Will my cells have accepted my guidance and become the mature neurons of the peripheral nervous system? I am searching for the evidence—a protein named Peripherin.
I finish staining my cells, center my slide and fiddle with the microscope’s focus knobs. I switch from white light to the ultraviolet light that will excite any fluorescent molecules that have stuck to my cells. Fine crimson filigrees of neural process extend before my eyes, and I feel elated. Finally, my cells have done what I asked of them! I frantically snap the pictures that will prove their existence. For today, at least, success.
Dinner will wait.
Lutz Tautz, Ph.D.: Fishman Awards
It’s not an uncommon dilemma: start your career or get more schooling. If you go the career route, you earn more money in the short term but can ultimately lose earning power. If you opt for schooling, you have to be poor a little longer. There are more than 200 postdoctoral fellows at Sanford-Burnham, and while they are gaining experience and training at one of the world’s premier scientific institutions, their salaries don’t go very far. These economics can crimp their career development, as attending conferences, taking outside classes or even buying a personal computer can be beyond their budgets.
Fortunately, for a few select postdocs, the Fishman Fund can help. The Fishman Fund was created by Mary Bradley and Reena Horowitz to honor Sanford-Burnham founders Dr. William and Lillian Fishman. Each year, the fund committee reviews applications and makes $5,000 grants to select Sanford-Burnham postdocs to help with their career development.

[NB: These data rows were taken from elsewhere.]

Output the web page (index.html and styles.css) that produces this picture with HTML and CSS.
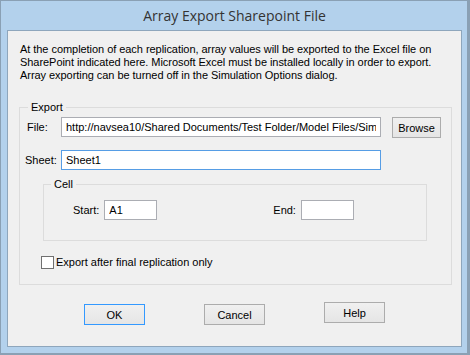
FILE: index.html
```html
<!DOCTYPE html>
<html lang="en">
<head>
  <meta charset="UTF-8" />
  <title>Array Export Sharepoint File</title>
  <link rel="stylesheet" href="styles.css">
</head>
<body>

<div class="window">
  <div class="titlebar">Array Export Sharepoint File</div>

  <div class="client">
    <p class="intro">
      At the completion of each replication, array values will be exported to the Excel file on<br>
      SharePoint indicated here. Microsoft Excel must be installed locally in order to export.<br>
      Array exporting can be turned off in the Simulation Options dialog.
    </p>

    <fieldset class="group export">
      <legend>Export</legend>

      <div class="row">
        <label class="lbl lbl-file">File:</label>
        <input class="text wide" type="text" value="http://navsea10/Shared Documents/Test Folder/Model Files/Simulation Results.xlsx">
        <button class="btn browse">Browse</button>
      </div>

      <div class="row sheet-row">
        <label class="lbl lbl-sheet">Sheet:</label>
        <input class="text wide focused" type="text" value="Sheet1">
      </div>

      <fieldset class="group cell">
        <legend>Cell</legend>
        <div class="cell-row">
          <label class="lbl">Start:</label>
          <input class="text small" type="text" value="A1">
          <label class="lbl lbl-end">End:</label>
          <input class="text small" type="text" value="">
        </div>
      </fieldset>

      <label class="check">
        <input type="checkbox">
        <span>Export after final replication only</span>
      </label>
    </fieldset>

    <div class="buttons">
      <button class="btn push default">OK</button>
      <button class="btn push">Cancel</button>
      <button class="btn push help">Help</button>
    </div>
  </div>
</div>

</body>
</html>
```

FILE: styles.css
```css
body {
  margin: 0;
  font-family: "Liberation Sans", Arial, sans-serif;
  font-size: 11px;
  color: #000;
  background: #b3d1ec;
}

.window {
  box-sizing: border-box;
  width: 470px;
  height: 355px;
  display: flex;
  flex-direction: column;
  background: #b3d1ec;
  border-style: solid;
  border-color: #8aa0b4;
  border-width: 1px 3px 2px 1px;
  padding: 0 5px 6px 6px;
}

.titlebar {
  height: 29px;
  line-height: 29px;
  text-align: center;
  font-family: "Open Sans", "Noto Sans", sans-serif;
  font-size: 14px;
  color: #333;
}

.client {
  flex: 1;
  background: #f0f0f0;
  border: 1px solid #8ea6bc;
  padding: 12px 9px 0 11px;
}

.intro {
  margin: 0 0 19px 1px;
  line-height: 13px;
  letter-spacing: -0.05px;
}

.group {
  margin: 0;
  border: 1px solid #dcdcdc;
  padding: 0;
}

.group legend {
  padding: 0 3px;
  line-height: 13px;
}

.export {
  padding: 3px 0 15px 0;
}

.export legend {
  margin-left: 8px;
}

.row {
  display: flex;
  align-items: flex-start;
}

.sheet-row {
  margin-top: 12px;
}

.lbl {
  line-height: 20px;
}

.lbl-file {
  margin-left: 7px;
  width: 34px;
}

.lbl-sheet {
  margin-left: 5px;
  width: 36px;
}

.text {
  box-sizing: border-box;
  height: 20px;
  margin: 0;
  padding: 0 4px;
  border: 1px solid #abadb3;
  background: #fff;
  font: inherit;
  color: #000;
  outline: none;
}

.wide {
  width: 320px;
}

.focused {
  border-color: #569de5;
}

.btn {
  box-sizing: border-box;
  margin: 0;
  padding: 0;
  height: 21px;
  font: inherit;
  color: #000;
  background: linear-gradient(#f0f0f0, #e5e5e5);
  border: 1px solid #acacac;
}

.browse {
  width: 49px;
  margin-left: 11px;
}

.cell {
  margin: 8px 24px 0 23px;
  padding: 9px 0 20px 0;
}

.cell legend {
  margin-left: 7px;
}

.cell-row {
  display: flex;
  align-items: center;
}

.cell-row .lbl:first-child {
  margin-left: 29px;
  margin-right: 5px;
}

.small {
  width: 53px;
}

.lbl-end {
  margin-left: 116px;
  margin-right: 5px;
}

.check {
  display: flex;
  align-items: center;
  margin: 15px 0 0 21px;
  line-height: 13px;
}

.check input {
  appearance: none;
  box-sizing: border-box;
  width: 13px;
  height: 13px;
  margin: 0 2px 0 0;
  border: 1px solid #707070;
  background: #fff;
}

.buttons {
  display: flex;
  align-items: flex-start;
  gap: 59px;
  margin: 17px 0 0 65px;
}

.push {
  width: 61px;
  margin-top: 2px;
}

.default {
  border-color: #3399ff;
}

.help {
  margin-top: 0;
}
```
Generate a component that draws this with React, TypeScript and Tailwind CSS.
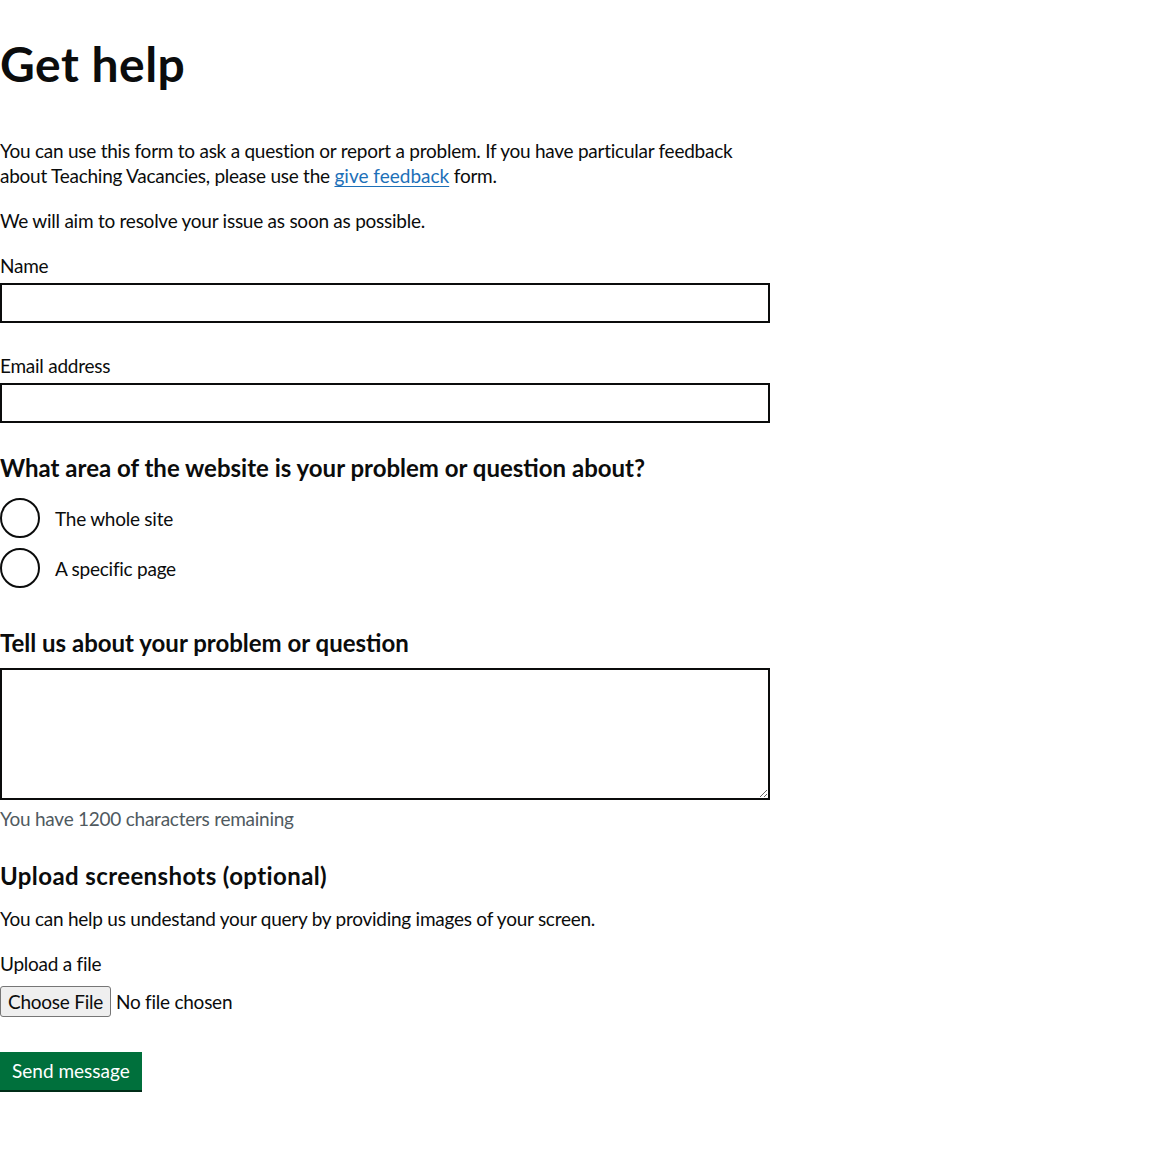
import React, { useState } from 'react';

const font = { fontFamily: 'Lato, "Liberation Sans", sans-serif' };

const App: React.FC = () => {
  const [area, setArea] = useState('');
  const [message, setMessage] = useState('');

  return (
    <div className="bg-white min-h-[1162px] text-[#0b0c0c] tracking-[-0.25px]" style={font}>
      <main className="w-[770px]">
        <h1 className="pt-[39px] mb-[49px] text-[48px] leading-[50px] font-bold tracking-[0.5px]">Get help</h1>

        <p className="text-[19px] leading-[25px] mb-[20px]">
          You can use this form to ask a question or report a problem. If you have particular feedback about Teaching
          Vacancies, please use the{' '}
          <a href="#" className="text-[#1d70b8] underline underline-offset-[3px] decoration-1 tracking-normal">give feedback</a> form.
        </p>
        <p className="text-[19px] leading-[25px] mb-[20px]">We will aim to resolve your issue as soon as possible.</p>

        <div className="mb-[30px]">
          <label className="block text-[19px] leading-[25px] mb-[5px]">Name</label>
          <input type="text" className="block w-full h-[40px] border-2 border-[#0b0c0c] px-[5px] text-[19px]" />
        </div>

        <div className="mb-[30px]">
          <label className="block text-[19px] leading-[25px] mb-[5px]">Email address</label>
          <input type="email" className="block w-full h-[40px] border-2 border-[#0b0c0c] px-[5px] text-[19px]" />
        </div>

        <fieldset className="mb-[40px]">
          <legend className="text-[24px] leading-[30px] font-bold tracking-normal mb-[15px]">
            What area of the website is your problem or question about?
          </legend>
          <div className="flex flex-col gap-[10px]">
            {['The whole site', 'A specific page'].map((opt) => (
              <label key={opt} className="flex items-center h-[40px] cursor-pointer">
                <span className="relative w-[40px] h-[40px] rounded-full border-2 border-[#0b0c0c] shrink-0">
                  {area === opt && <span className="absolute inset-[8px] rounded-full bg-[#0b0c0c]" />}
                </span>
                <input type="radio" name="area" className="sr-only" checked={area === opt} onChange={() => setArea(opt)} />
                <span className="pl-[15px] text-[19px] leading-[25px]">{opt}</span>
              </label>
            ))}
          </div>
        </fieldset>

        <div className="mb-[30px]">
          <label className="block text-[24px] leading-[30px] font-bold tracking-normal mb-[10px]">
            Tell us about your problem or question
          </label>
          <textarea
            value={message}
            onChange={(e) => setMessage(e.target.value.slice(0, 1200))}
            className="block w-full h-[132px] border-2 border-[#0b0c0c] p-[5px] text-[19px] resize-y"
          />
          <div className="mt-[6px] text-[19px] leading-[25px] text-[#505a5f]">
            You have {1200 - message.length} characters remaining
          </div>
        </div>

        <h2 className="text-[24px] leading-[30px] font-bold tracking-[0.4px] mb-[15px]">Upload screenshots (optional)</h2>
        <p className="text-[19px] leading-[25px] mb-[20px]">
          You can help us undestand your query by providing images of your screen.
        </p>

        <div className="mb-[35px]">
          <label className="block text-[19px] leading-[25px] mb-[10px]">Upload a file</label>
          <input
            type="file"
            className="block text-[19px] leading-[25px] file:mr-[5px] file:border file:border-[#767676] file:bg-[#efefef] file:rounded-[3px] file:px-[7px] file:py-[2px] file:text-[#0b0c0c]"
          />
        </div>

        <button className="bg-[#00703c] text-white text-[19px] leading-[19px] tracking-normal px-[12px] pt-[9px] pb-[10px] shadow-[0_2px_0_#002d18]">
          Send message
        </button>
      </main>
    </div>
  );
};

export default App;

Lutz Tautz, Ph.D., is a staff scientist in Robert Rickert, Ph.D.’s lab, where he is developing ways to get beneficial molecules inside cancer cells. For Tautz, the Fishman Award he received in 2006 was a great help. “The award pays for things you probably couldn’t have done otherwise, like a conference or a computer. But what I think is much more important is the recognition you get. It can really help your career.”